I’m glad to be back, and this time, I have the opportunity to explore Kiulu through this race. It’s a lovely rural area, and the atmosphere is quite peaceful,” she said.
The ultra-trail marathon event also drew a group of 11 running buddies from Penang.
They also signed up for the 50km race.
For Felix Tan, a first-time marathon runner, it was the encouragement of his friends that spurred him on to sign up.
“We are not just here to join a race. I’ve heard about the beautiful scenery of Kiulu, and being here, I get to experience the fresh air and nature myself,” the Penangite said.
Meanwhile, Bangkuai stated that Sabah has the potential to be a venue for international sporting race events based on previous organisations that drew a large number of foreign participants.
Certain sporting events, he added, can be held in the countryside to benefit rural communities and boost rural tourism.
“For instance, Kiulu is a destination of choice for adventure seekers because it serves as a hub for eco-adventure activities.

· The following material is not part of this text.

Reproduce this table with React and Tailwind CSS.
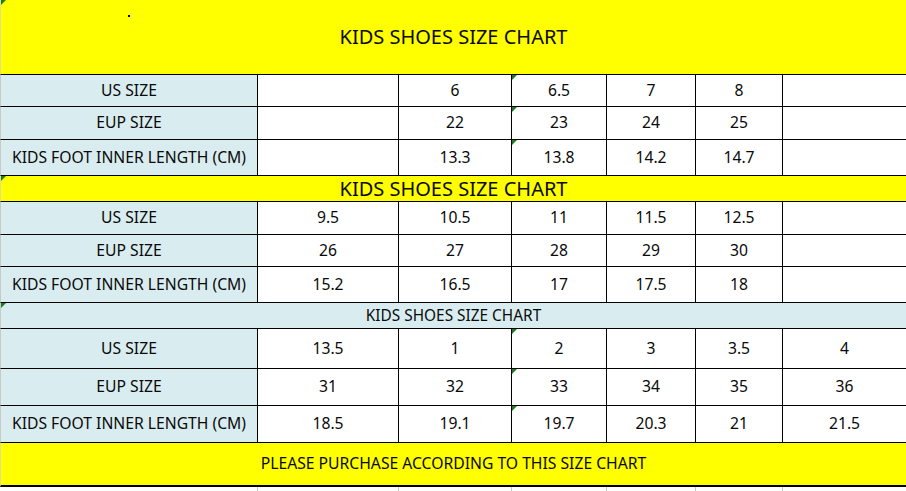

“Kiulu had previously hosted a variety of adventure challenges, including running, mountain biking, and traditional sports. With that said, we will look into reviving the Kiulu 4M Challenge,” he said.
The 4M Challenge focuses on the traditional Kadazandusun sporting games, namely ‘manangkus’ (running), ‘mamangkar’ (bamboo rafting), ‘manampatau’ (swimming with the aid of bamboo pole), and ‘mamarampanau‘ (walking on bamboo stilt).
In the past, the event had attracted locals and foreign tourists to Kiulu.
It was last held 10 years ago.
Bangkuai said promoting traditional sporting games is one way to encourage people to visit rural destinations, allowing them to experience activities of the indigenous people and learn their culture up close.
With the reopening of the international border soon and the revival of tourism activities, he added Sabah needs to offer unique products and events that pique the interest of foreign tourists.